Yes. A policy owner effects a valid change of beneficiary under the substantial compliance doctrine when their actions clearly demonstrate their intent and they take substantial affirmative steps to make the change. The court formally adopts the substantial compliance doctrine, which requires proof of two elements: (1) the owner clearly intended to change the beneficiary and designate the new one, and (2) the owner took substantial affirmative action to effectuate that change. Here, Ryder’s intent to change the beneficiary to her estate was undisputed. Her signed, dated, and witnessed letter of January 1979, which contained all the necessary information and was sent directly to the insurer, constituted substantial affirmative action. This action satisfied the policy's purpose, even though it was not on the company's specific form.

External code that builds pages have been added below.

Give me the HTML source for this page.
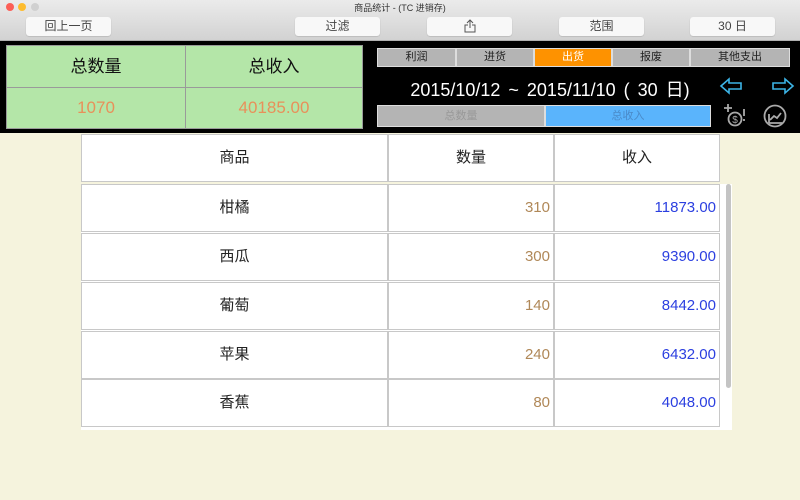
<!DOCTYPE html>
<html><head><meta charset="utf-8"><style>
*{margin:0;padding:0;box-sizing:border-box}
body{width:800px;height:500px;overflow:hidden;background:#f5f3dd;font-family:"Liberation Sans","Noto Sans CJK SC",sans-serif;position:relative}
.a{position:absolute}
.tb{left:0;top:0;width:800px;height:41px;background:linear-gradient(#ebebeb,#d2d2d2);border-bottom:1px solid #b0b0b0}
.btn{position:absolute;top:17px;height:19px;background:#f8f8f8;border-radius:3px;font-size:12px;color:#444;text-align:center;line-height:19px;box-shadow:0 0.5px 1px rgba(0,0,0,.2)}
.dot{position:absolute;top:3px;width:8px;height:8px;border-radius:50%}
.g{background:#b4e6a8;border:1px solid #9a9a9a;text-align:center;position:absolute}
.tab{position:absolute;top:48px;height:19px;background:#b4b4b4;border:1px solid #ddd;font-size:11px;text-align:center;line-height:17px;color:#222}
.c{position:absolute;background:#fff;border:1px solid #c8c8c8;font-size:15px;color:#222;line-height:46px;height:48px}
.n{text-align:right;padding-right:3px;color:#b08858}
.v{text-align:right;padding-right:3px;color:#2b3fe0}
</style></head><body>
<div class="a tb"></div>
<div class="dot" style="left:6px;background:#fc5f57"></div>
<div class="dot" style="left:18px;background:#fdbc2e"></div>
<div class="dot" style="left:31px;background:#d0d0d0"></div>
<div class="a" style="left:0;width:800px;top:1px;text-align:center;font-size:9px;color:#333">商品统计 - (TC 进销存)</div>
<div class="btn" style="left:26px;width:85px">回上一页</div>
<div class="btn" style="left:295px;width:85px">过滤</div>
<div class="btn" style="left:427px;width:85px"><svg width="12" height="14" viewBox="0 0 12 14" style="margin-top:2px"><path d="M6 1v8M3 4l3-3 3 3M4 6H1v7h10V6H8" fill="none" stroke="#555" stroke-width="1"/></svg></div>
<div class="btn" style="left:559px;width:85px">范围</div>
<div class="btn" style="left:690px;width:85px">30 日</div>
<div class="a" style="left:0;top:41px;width:800px;height:92px;background:#000"></div>
<div class="g" style="left:6px;top:45px;width:180px;height:43px;font-size:17px;line-height:42px;color:#111">总数量</div>
<div class="g" style="left:185px;top:45px;width:178px;height:43px;font-size:17px;line-height:42px;color:#111">总收入</div>
<div class="g" style="left:6px;top:87px;width:180px;height:42px;font-size:17px;line-height:40px;color:#e8905a">1070</div>
<div class="g" style="left:185px;top:87px;width:178px;height:42px;font-size:17px;line-height:40px;color:#e8905a">40185.00</div>
<div class="tab" style="left:377px;width:79px">利润</div>
<div class="tab" style="left:456px;width:78px">进货</div>
<div class="tab" style="left:534px;width:78px;background:#fe9200;color:#fff">出货</div>
<div class="tab" style="left:612px;width:78px">报废</div>
<div class="tab" style="left:690px;width:100px">其他支出</div>
<div class="a" style="left:380px;width:340px;top:76px;text-align:center;font-size:18px;color:#fff;word-spacing:3px">2015/10/12 ~ 2015/11/10 ( 30 日)</div>
<div class="a" style="left:377px;top:105px;width:168px;height:22px;background:#b4b4b4;border:1px solid #ddd;font-size:11px;color:#999;text-align:center;line-height:20px">总数量</div>
<div class="a" style="left:545px;top:105px;width:166px;height:22px;background:#5ab4fc;border:1px solid #ddd;font-size:11px;color:#4a8ac8;text-align:center;line-height:20px">总收入</div>
<svg class="a" style="left:718px;top:76px" width="80" height="56" viewBox="0 0 80 56">
<path d="M3 10l8-7v4h12v6H11v4z" fill="none" stroke="#3cb4e6" stroke-width="1.6"/>
<path d="M75 10l-8-7v4H55v6h12v4z" fill="none" stroke="#3cb4e6" stroke-width="1.6"/>
<g stroke="#aaa" fill="none" stroke-width="1.8"><path d="M10 28v8M6 32h8"/><circle cx="17" cy="43" r="6.5"/><path d="M26 33v7M26 43v2"/>
<circle cx="57" cy="40" r="10.5"/><path d="M51 47v-9M51 47h13M52 44l4-4 3 2 4-5"/></g>
<text x="17" y="47" font-size="10" fill="#aaa" text-anchor="middle">$</text>
</svg>
<div class="a" style="left:81px;top:184px;width:651px;height:246px;background:#fff"></div>
<div class="a" style="left:726px;top:184px;width:5px;height:204px;background:#c4c4c4;border-radius:3px"></div>
<div class="c" style="left:81px;top:134px;width:307px;text-align:center">商品</div>
<div class="c" style="left:388px;top:134px;width:166px;text-align:center">数量</div>
<div class="c" style="left:554px;top:134px;width:166px;text-align:center">收入</div>

<div class="c" style="left:81px;top:184px;width:307px;text-align:center">柑橘</div>
<div class="c n" style="left:388px;top:184px;width:166px">310</div>
<div class="c v" style="left:554px;top:184px;width:166px">11873.00</div>
<div class="c" style="left:81px;top:233px;width:307px;text-align:center">西瓜</div>
<div class="c n" style="left:388px;top:233px;width:166px">300</div>
<div class="c v" style="left:554px;top:233px;width:166px">9390.00</div>
<div class="c" style="left:81px;top:282px;width:307px;text-align:center">葡萄</div>
<div class="c n" style="left:388px;top:282px;width:166px">140</div>
<div class="c v" style="left:554px;top:282px;width:166px">8442.00</div>
<div class="c" style="left:81px;top:331px;width:307px;text-align:center">苹果</div>
<div class="c n" style="left:388px;top:331px;width:166px">240</div>
<div class="c v" style="left:554px;top:331px;width:166px">6432.00</div>
<div class="c" style="left:81px;top:379px;width:307px;text-align:center">香蕉</div>
<div class="c n" style="left:388px;top:379px;width:166px">80</div>
<div class="c v" style="left:554px;top:379px;width:166px">4048.00</div>
</body></html>
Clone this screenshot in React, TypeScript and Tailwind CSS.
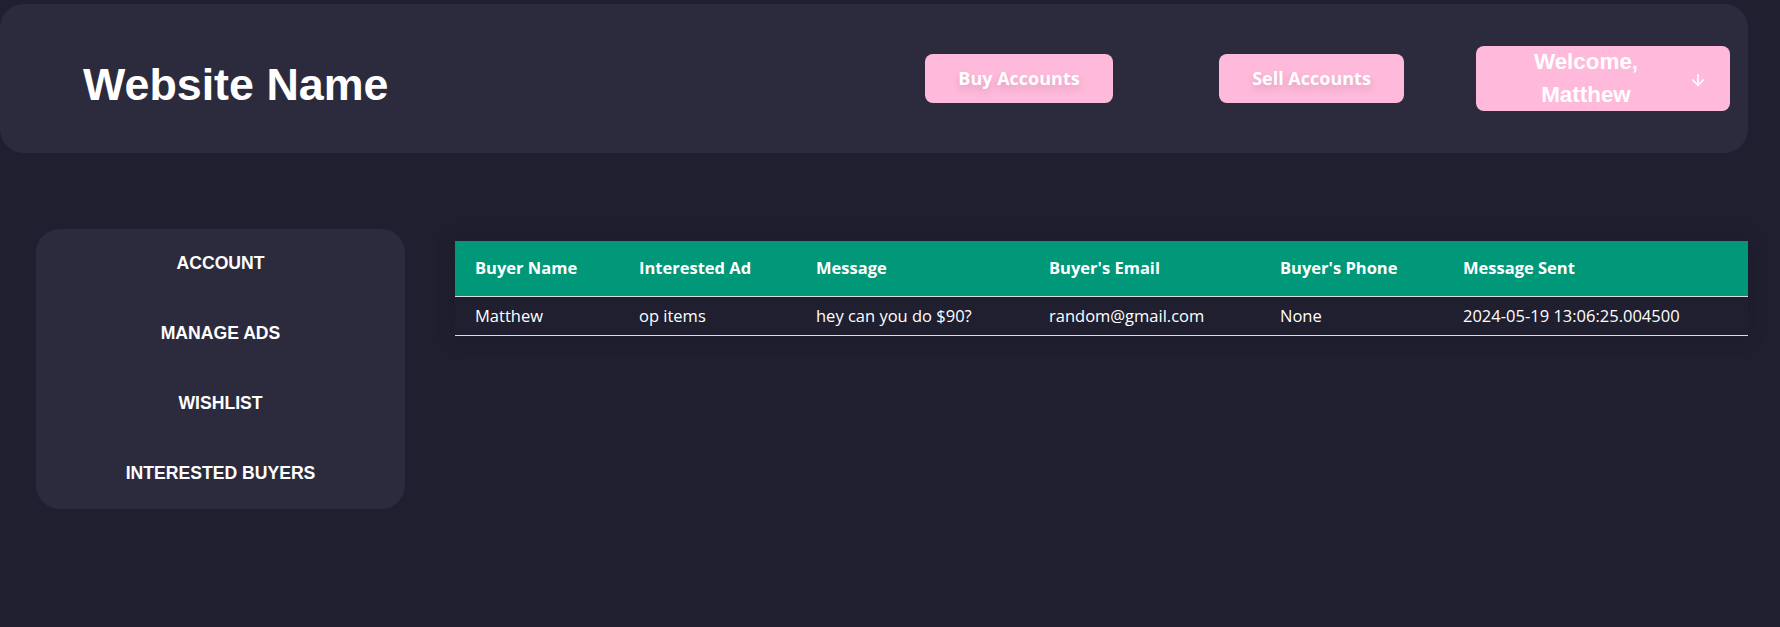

Therefore, as a matter of law, Ryder substantially complied with the policy's requirements and the change of beneficiary was effective.
Analysis:
This decision formally adopts the substantial compliance doctrine in Connecticut, shifting the legal standard for changing an insurance beneficiary from strict compliance with policy terms to a more equitable, intent-focused analysis. It prioritizes the policy owner's demonstrated intent and significant actions over rigid procedural technicalities, such as using a specific company-provided form. This precedent provides greater protection for policyholders' wishes and limits the ability of insurance companies to deny claims based on minor procedural deviations when the insured's intent is clear.